Accelerating Chip Design with Machine Learning

As Moore's law has provided an exponential increase in chip transistor density, the unique features we can now include in large chips are no longer predominantly limited by area constraints. Instead, new capabilities are increasingly limited by the engineering effort associated with digital design, verification, and implementation. As applications demand more performance and energy efficiency from specialization in the post-Moore's-law era, we expect required complexity and design effort to increase.

Historically, these challenges have been met through levels of abstraction and automation. Over the last few decades, Electronic Design Automation (EDA) algorithms and methodologies were developed for all aspects of chip design - design verification and simulation, logic synthesis, place-and-route, and timing and physical signoff analysis. With each increase in automation, total work per chip has increased, but more work has also been offloaded from manual effort to software. Just as machine learning (ML) has transformed software in many domains, we expect advancements in ML will also transform EDA software and as a result, chip design workflows.

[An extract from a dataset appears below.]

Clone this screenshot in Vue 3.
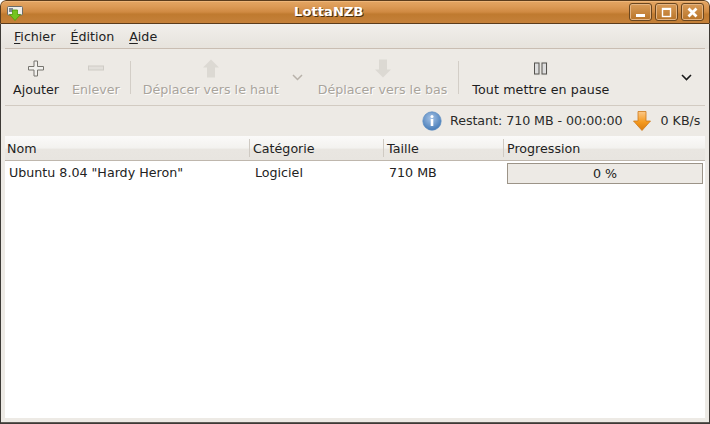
<script setup>
const menus = [
  { key: 'F', rest: 'ichier' },
  { key: 'É', rest: 'dition' },
  { key: 'A', rest: 'ide' }
]
const columns = [
  { name: 'Nom', width: 244 },
  { name: 'Catégorie', width: 134 },
  { name: 'Taille', width: 120 },
  { name: 'Progression', width: 202 }
]
</script>

<template>
  <div class="window">
    <header class="titlebar">
      <svg class="app-icon" width="20" height="20" viewBox="0 0 20 20">
        <rect x="1.5" y="3.5" width="15" height="8.500" rx="1" fill="#eeeeec" stroke="#6b6b66" />
        <rect x="3" y="5" width="4" height="4" fill="#7f8a94" />
        <path d="M6.500 7h5v4.500h3L9 17.500l-5.500-6h3z" fill="#74c41f" stroke="#4e9a06" stroke-width=".8" />
      </svg>
      <span class="title">LottaNZB</span>
      <div class="win-buttons">
        <button class="win-btn"><svg width="13" height="13" viewBox="0 0 13 13"><rect x="2" y="8" width="9" height="3" fill="#fff" /></svg></button>
        <button class="win-btn"><svg width="13" height="13" viewBox="0 0 13 13"><rect x="2.500" y="2.500" width="8" height="8" fill="none" stroke="#fff" stroke-width="1.400" /><rect x="2" y="2" width="9" height="2" fill="#fff" /></svg></button>
        <button class="win-btn"><svg width="13" height="13" viewBox="0 0 13 13"><path d="M2.500 2.500l8 8M10.500 2.500l-8 8" stroke="#fff" stroke-width="2.800" /></svg></button>
      </div>
    </header>

    <div class="content">
      <nav class="menubar">
        <span v-for="m in menus" :key="m.key" class="menu"><u>{{ m.key }}</u>{{ m.rest }}</span>
      </nav>

      <div class="toolbar">
        <button class="tool add">
          <svg width="18" height="18" viewBox="0 0 18 18"><path d="M7 1.500h3.500v5.500h6v3.500h-6v6H7v-6H1.500V7H7z" fill="#f2f1ee" stroke="#77756f" /></svg>
          <span>Ajouter</span>
        </button>
        <button class="tool off remove">
          <svg width="18" height="18" viewBox="0 0 18 18"><rect x="1.500" y="6.500" width="15" height="4" fill="#e2dfda" stroke="#cfccc6" /></svg>
          <span>Enlever</span>
        </button>
        <i class="tool-sep sep-one"></i>
        <button class="tool off up">
          <svg width="18" height="19" viewBox="0 0 18 19"><path d="M9 .5l8 8h-4v10H5v-10H1z" fill="#dcd9d3" /></svg>
          <span>Déplacer vers le haut</span>
        </button>
        <svg class="chevron" width="11" height="7" viewBox="0 0 11 7"><path d="M1 1l4.500 4.500L10 1" fill="none" stroke="#b8b2aa" stroke-width="1.500" /></svg>
        <button class="tool off down">
          <svg width="18" height="19" viewBox="0 0 18 19"><path d="M5 .5h8v10h4l-8 8-8-8h4z" fill="#dcd9d3" /></svg>
          <span>Déplacer vers le bas</span>
        </button>
        <i class="tool-sep sep-two"></i>
        <button class="tool pause">
          <svg width="14" height="14" viewBox="0 0 14 14"><rect width="14" height="14" fill="#e6e4df" /><rect x=".5" y="1.500" width="4.500" height="11" fill="#ddd" stroke="#55534f" /><rect x="8" y="1.500" width="4.500" height="11" fill="#ddd" stroke="#55534f" /></svg>
          <span>Tout mettre en pause</span>
        </button>
        <svg class="chevron end" width="11" height="7" viewBox="0 0 11 7"><path d="M1 1l4.500 4.500L10 1" fill="none" stroke="#1a1a1a" stroke-width="1.600" /></svg>
      </div>

      <div class="status">
        <svg class="info" width="20" height="20" viewBox="0 0 20 20">
          <defs>
            <radialGradient id="infoFill" cx="45%" cy="35%" r="70%"><stop offset="0" stop-color="#a5c3e6" /><stop offset="1" stop-color="#3f76b4" /></radialGradient>
          </defs>
          <circle cx="10" cy="10" r="9.200" fill="url(#infoFill)" stroke="#5c8cc2" stroke-width=".7" />
          <circle cx="10" cy="5.500" r="1.500" fill="#fff" />
          <rect x="8.700" y="8" width="2.600" height="7" fill="#fff" />
        </svg>
        <span class="remaining">Restant: 710 MB - 00:00:00</span>
        <svg class="arrow" width="18" height="20" viewBox="0 0 18 20">
          <defs>
            <linearGradient id="arrowFill" x1="0" y1="0" x2="0" y2="1"><stop offset="0" stop-color="#fbc98a" /><stop offset=".55" stop-color="#f59a1f" /><stop offset="1" stop-color="#d97a0c" /></linearGradient>
          </defs>
          <path d="M5 .5h8v9.500h4.500L9 19.500.5 10H5z" fill="url(#arrowFill)" stroke="#ce7a1b" stroke-width=".8" />
        </svg>
        <span class="speed">0 KB/s</span>
      </div>

      <section class="table">
        <div class="thead">
          <div v-for="c in columns" :key="c.name" class="th" :style="{ width: c.width + 'px' }">{{ c.name }}</div>
        </div>
        <div class="row">
          <div class="td name">Ubuntu 8.04 "Hardy Heron"</div>
          <div class="td cat">Logiciel</div>
          <div class="td size">710 MB</div>
          <div class="td prog"><div class="bar">0 %</div></div>
        </div>
      </section>
    </div>
  </div>
</template>

<style>
html, body { margin: 0; padding: 0; background: #fff; }
</style>

<style scoped>
* { box-sizing: border-box; }
.window {
  width: 710px;
  height: 424px;
  display: flex;
  flex-direction: column;
  overflow: hidden;
  background: #edeae5;
  border-radius: 6px 6px 0 0;
  font: 12.67px/16px "DejaVu Sans", sans-serif;
  color: #222;
}
.titlebar {
  height: 24px;
  flex: none;
  display: flex;
  align-items: center;
  position: relative;
  border: 1px solid #5b3c1c;
  border-radius: 6px 6px 0 0;
  background: linear-gradient(#e4a664 0, #dc9a55 25%, #d08a42 50%, #bf7a2f 60%, #c5813a 100%);
  box-shadow: inset 0 1px #eeb679;
}
.app-icon { position: absolute; left: 5px; top: 2px; }
.title {
  position: absolute;
  left: 293px;
  top: 3px;
  font-size: 13px;
  font-weight: 700;
  color: #fff;
  letter-spacing: .1px;
  text-shadow: 1px 1px 0 #4a2e10;
}
.win-buttons {
  position: absolute;
  left: 628px;
  top: 2px;
  display: flex;
  gap: 3px;
}
.win-btn {
  width: 23px;
  height: 18px;
  padding: 0;
  display: flex;
  align-items: center;
  justify-content: center;
  background: linear-gradient(#d99b58, #b87428);
  border: 1px solid #6a461f;
  border-radius: 3px;
  box-shadow: inset 0 0 0 1px #e4b482;
}
.content {
  flex: 1;
  min-height: 0;
  display: flex;
  flex-direction: column;
  padding: 0 4px 5px;
  border: solid #3d3a36;
  border-width: 0 1px 1px 1px;
  box-shadow: inset 0 -1px #5f5c57;
}
.menubar {
  height: 25px;
  flex: none;
  margin: 0 -4px;
  padding: 0 0 0 13px;
  display: flex;
  align-items: center;
  gap: 15px;
  background: linear-gradient(#f1efeb, #e6e2dc);
  position: relative;
}
.menubar::after {
  content: "";
  position: absolute;
  left: 4px;
  right: 4px;
  bottom: 0;
  height: 1px;
  background: #c9bdb2;
}
.menu u { text-underline-offset: 2px; }
.toolbar {
  height: 57px;
  flex: none;
  display: flex;
  align-items: stretch;
  border-bottom: 1px solid #d2cbc2;
  padding-left: 8px;
}
.tool {
  border: 0;
  background: none;
  padding: 10px 0 0;
  font: inherit;
  color: #1e1e1e;
  display: flex;
  flex-direction: column;
  align-items: center;
  white-space: nowrap;
}
.tool svg { height: 19px; display: block; margin-bottom: 4px; }
.tool span { display: block; }
.off span { color: #a9a49c; text-shadow: 1px 1px 0 #fff; }
.remove { margin-left: 13px; }
.tool-sep {
  width: 1px;
  height: 33px;
  margin-top: 12px;
  background: #d3cec7;
}
.sep-one { margin-left: 10px; }
.up { margin-left: 12px; }
.chevron {
  margin: 25px 0 0 13px;
  flex: none;
}
.down { margin-left: 15px; }
.sep-two { margin-left: 11px; }
.pause { margin-left: 13px; letter-spacing: .1px; }
.end { margin-left: 72px; }
.status {
  height: 30px;
  flex: none;
  display: flex;
  align-items: center;
  padding-left: 417px;
  color: #2a2a2a;
  white-space: nowrap;
}
.info { flex: none; }
.remaining { margin-left: 8px; letter-spacing: -.05px; }
.arrow { margin: 0 10px 0 10px; flex: none; }
.table {
  flex: 1;
  background: #fff;
}
.thead {
  height: 25px;
  display: flex;
  border-bottom: 1px solid #bfb7ad;
  background: linear-gradient(#fbfaf9 0, #f3f2ef 50%, #e9e6e1 55%, #e8e5e0 100%);
}
.th {
  padding: 5px 0 0 2px;
  height: 24px;
  flex: none;
  position: relative;
}
.th + .th { padding-left: 4px; }
.th + .th::before {
  content: "";
  position: absolute;
  left: 0;
  top: 3px;
  bottom: 3px;
  width: 1px;
  background: #cfcac3;
}
.row {
  height: 23px;
  display: flex;
  align-items: center;
  padding-top: 1px;
}
.td { flex: none; white-space: nowrap; }
.name { width: 250px; padding-left: 4px; }
.cat { width: 134px; }
.size { width: 118px; }
.prog { width: 198px; }
.bar {
  width: 196px;
  height: 21px;
  background: #edeae5;
  border: 1px solid #9c9488;
  text-align: center;
  line-height: 19px;
}
</style>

In this talk, we highlight work from our research group and the community applying ML to various chip design prediction tasks [1]. We show how deep convolutional neural networks [2] and graph-based neural networks [3] can be used in the areas of automatic design space exploration, power analysis, VLSI physical design, and analog design. We also present a future vision of an AI-assisted chip design workflow to automate optimization tasks. In this future vision, GPU acceleration, neural-network predictors, and deep reinforcement learning techniques combine to automate VLSI design and optimization.